> **WHAT YOU HAVE TO DO**
Search the material for the string "this", then report how many lines hold it, with no other text.
-- START MATERIAL TO PROCESS --
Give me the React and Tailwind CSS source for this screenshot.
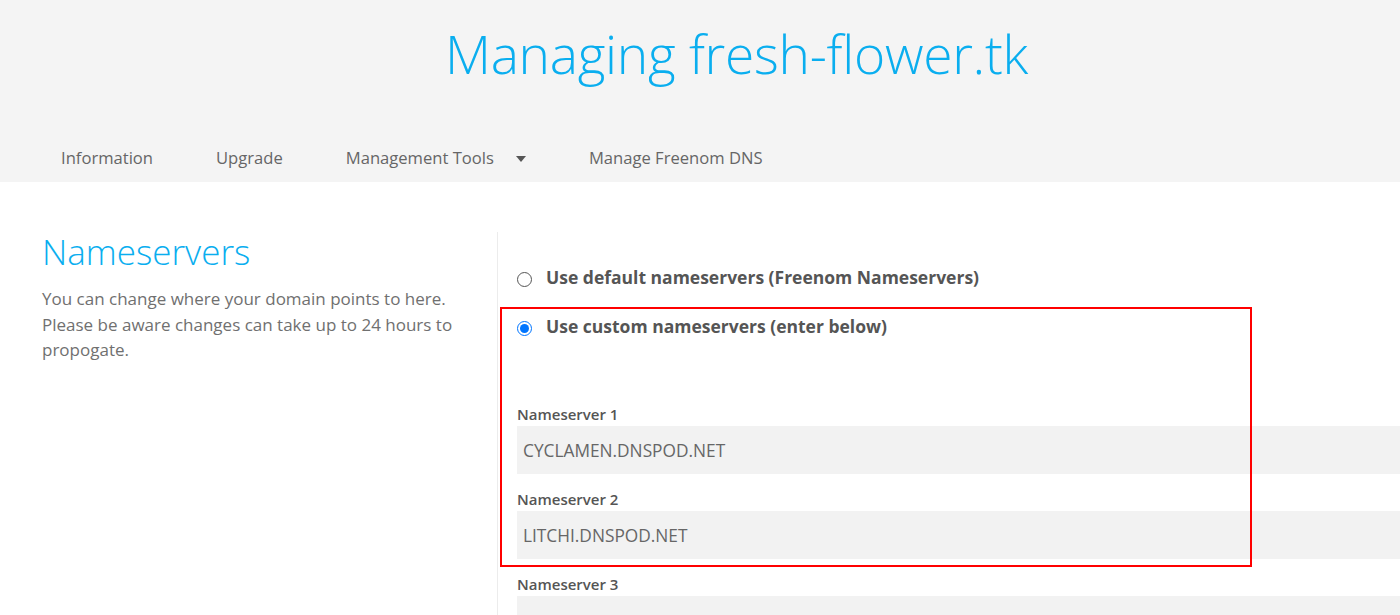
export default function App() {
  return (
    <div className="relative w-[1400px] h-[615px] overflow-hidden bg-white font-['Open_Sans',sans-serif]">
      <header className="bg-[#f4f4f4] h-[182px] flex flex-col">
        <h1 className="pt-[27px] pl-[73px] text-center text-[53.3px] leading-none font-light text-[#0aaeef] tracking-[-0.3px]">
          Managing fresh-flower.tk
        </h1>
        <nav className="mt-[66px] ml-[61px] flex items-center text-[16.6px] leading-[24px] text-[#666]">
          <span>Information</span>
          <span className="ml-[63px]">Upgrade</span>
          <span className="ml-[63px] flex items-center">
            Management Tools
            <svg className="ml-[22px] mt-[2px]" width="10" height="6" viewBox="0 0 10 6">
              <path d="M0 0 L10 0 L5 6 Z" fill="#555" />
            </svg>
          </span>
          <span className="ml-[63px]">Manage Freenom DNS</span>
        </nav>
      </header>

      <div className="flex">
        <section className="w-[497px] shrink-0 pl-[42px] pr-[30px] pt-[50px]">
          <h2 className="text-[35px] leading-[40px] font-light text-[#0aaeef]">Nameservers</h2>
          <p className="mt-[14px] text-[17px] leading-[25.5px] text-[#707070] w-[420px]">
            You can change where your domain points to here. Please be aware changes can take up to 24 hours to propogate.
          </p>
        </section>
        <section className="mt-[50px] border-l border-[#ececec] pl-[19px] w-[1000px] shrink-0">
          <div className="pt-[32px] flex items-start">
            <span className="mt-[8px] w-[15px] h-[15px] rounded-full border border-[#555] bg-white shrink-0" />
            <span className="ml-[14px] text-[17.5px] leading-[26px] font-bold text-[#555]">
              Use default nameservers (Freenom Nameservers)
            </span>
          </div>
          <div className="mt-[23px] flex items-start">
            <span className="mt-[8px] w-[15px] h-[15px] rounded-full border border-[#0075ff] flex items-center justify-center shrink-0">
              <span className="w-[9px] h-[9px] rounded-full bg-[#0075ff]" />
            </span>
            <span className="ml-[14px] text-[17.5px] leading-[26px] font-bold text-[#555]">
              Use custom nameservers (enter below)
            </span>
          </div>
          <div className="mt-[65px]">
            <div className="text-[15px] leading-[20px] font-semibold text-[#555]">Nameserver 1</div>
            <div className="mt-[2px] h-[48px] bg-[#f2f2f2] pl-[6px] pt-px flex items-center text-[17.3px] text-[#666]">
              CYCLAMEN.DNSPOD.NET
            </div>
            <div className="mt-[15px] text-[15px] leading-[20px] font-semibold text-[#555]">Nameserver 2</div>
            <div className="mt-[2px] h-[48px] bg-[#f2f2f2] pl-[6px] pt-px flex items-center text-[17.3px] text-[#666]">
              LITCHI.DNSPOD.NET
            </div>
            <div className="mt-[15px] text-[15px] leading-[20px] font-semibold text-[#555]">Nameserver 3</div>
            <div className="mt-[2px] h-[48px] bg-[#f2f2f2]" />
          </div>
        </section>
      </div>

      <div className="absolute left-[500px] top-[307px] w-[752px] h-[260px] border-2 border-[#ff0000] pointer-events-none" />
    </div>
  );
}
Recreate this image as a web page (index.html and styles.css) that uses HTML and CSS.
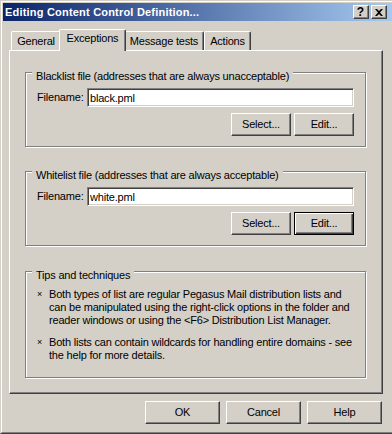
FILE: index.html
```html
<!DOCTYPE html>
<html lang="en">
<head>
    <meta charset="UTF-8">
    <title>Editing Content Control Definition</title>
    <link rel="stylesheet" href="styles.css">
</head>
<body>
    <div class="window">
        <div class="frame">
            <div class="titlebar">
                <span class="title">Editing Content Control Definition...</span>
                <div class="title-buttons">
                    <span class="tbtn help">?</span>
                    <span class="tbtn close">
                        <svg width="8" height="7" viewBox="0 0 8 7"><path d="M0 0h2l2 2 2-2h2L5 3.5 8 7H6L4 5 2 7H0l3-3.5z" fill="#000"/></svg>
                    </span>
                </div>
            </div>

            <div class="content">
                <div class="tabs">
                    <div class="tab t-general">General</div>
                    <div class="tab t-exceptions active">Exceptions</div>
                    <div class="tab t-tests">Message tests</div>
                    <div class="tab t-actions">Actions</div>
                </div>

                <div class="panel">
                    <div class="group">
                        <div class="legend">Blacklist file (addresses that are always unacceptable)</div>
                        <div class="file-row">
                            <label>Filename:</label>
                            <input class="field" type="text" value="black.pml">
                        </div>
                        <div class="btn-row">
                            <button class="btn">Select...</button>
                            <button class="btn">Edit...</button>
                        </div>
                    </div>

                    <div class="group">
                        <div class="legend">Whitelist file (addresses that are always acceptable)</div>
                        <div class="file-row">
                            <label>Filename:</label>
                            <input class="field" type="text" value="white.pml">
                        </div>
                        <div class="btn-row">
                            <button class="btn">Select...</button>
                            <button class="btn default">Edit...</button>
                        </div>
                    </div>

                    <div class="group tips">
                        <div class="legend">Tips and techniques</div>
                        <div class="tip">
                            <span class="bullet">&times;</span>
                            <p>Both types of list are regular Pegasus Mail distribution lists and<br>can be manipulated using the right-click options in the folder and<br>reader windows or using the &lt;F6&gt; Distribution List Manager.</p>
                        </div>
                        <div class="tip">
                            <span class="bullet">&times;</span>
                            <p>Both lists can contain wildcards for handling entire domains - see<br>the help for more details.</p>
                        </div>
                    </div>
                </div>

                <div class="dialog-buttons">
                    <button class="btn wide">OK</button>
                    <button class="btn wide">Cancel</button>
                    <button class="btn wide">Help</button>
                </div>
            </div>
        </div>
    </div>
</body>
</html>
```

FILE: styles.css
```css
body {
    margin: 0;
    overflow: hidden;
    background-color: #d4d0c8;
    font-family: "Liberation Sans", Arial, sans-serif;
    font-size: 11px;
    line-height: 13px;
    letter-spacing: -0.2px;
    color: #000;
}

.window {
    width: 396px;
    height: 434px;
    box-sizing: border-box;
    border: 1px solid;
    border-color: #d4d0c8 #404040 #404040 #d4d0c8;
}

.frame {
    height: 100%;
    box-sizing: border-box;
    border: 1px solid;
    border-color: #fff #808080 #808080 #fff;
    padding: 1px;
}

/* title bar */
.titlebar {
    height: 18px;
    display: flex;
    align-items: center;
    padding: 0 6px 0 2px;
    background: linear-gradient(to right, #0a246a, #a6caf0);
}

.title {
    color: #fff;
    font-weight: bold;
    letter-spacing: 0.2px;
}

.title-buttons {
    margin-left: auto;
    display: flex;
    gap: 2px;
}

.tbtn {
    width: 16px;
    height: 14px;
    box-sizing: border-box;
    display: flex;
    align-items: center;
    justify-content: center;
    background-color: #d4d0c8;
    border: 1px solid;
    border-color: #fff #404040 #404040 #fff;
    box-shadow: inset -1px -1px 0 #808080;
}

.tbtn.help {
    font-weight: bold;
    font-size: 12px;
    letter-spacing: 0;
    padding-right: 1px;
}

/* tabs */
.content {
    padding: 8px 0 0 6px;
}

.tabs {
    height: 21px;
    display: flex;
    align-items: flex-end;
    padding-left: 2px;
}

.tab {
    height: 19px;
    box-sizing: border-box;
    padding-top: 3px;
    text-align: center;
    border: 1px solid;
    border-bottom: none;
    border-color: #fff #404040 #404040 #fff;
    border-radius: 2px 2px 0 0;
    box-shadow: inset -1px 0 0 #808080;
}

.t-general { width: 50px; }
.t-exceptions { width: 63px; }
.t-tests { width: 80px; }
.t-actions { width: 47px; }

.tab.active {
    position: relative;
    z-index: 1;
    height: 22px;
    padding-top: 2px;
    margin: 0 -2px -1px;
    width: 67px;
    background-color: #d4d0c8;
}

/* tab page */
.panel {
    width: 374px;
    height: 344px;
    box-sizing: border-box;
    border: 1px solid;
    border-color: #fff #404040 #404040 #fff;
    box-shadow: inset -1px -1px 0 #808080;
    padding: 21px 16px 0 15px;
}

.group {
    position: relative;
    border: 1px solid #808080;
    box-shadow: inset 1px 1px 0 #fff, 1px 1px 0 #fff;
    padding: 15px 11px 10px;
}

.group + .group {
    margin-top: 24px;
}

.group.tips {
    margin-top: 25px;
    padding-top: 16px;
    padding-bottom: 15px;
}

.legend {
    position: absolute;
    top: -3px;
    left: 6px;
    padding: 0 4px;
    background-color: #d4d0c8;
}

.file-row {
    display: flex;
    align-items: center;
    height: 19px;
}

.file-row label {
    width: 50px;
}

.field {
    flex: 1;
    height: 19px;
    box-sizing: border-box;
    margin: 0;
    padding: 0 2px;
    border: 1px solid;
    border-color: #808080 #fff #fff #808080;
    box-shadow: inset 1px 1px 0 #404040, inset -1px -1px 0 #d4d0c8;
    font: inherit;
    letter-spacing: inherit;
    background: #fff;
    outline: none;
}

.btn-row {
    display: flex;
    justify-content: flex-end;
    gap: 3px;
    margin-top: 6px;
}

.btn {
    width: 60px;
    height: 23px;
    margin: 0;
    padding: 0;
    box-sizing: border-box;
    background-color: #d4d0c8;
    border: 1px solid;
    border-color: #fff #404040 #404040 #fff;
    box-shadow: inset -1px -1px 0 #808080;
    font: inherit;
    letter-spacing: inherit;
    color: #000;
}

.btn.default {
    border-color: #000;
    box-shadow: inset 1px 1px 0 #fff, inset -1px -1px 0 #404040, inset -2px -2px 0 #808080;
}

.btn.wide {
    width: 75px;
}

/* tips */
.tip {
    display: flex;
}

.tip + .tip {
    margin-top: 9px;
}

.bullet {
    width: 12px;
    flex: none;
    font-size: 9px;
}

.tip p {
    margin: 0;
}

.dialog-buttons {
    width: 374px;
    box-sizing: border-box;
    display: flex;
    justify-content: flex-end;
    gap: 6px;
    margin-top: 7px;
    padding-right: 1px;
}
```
-- END MATERIAL TO PROCESS --
> **WORKED ANSWER**
2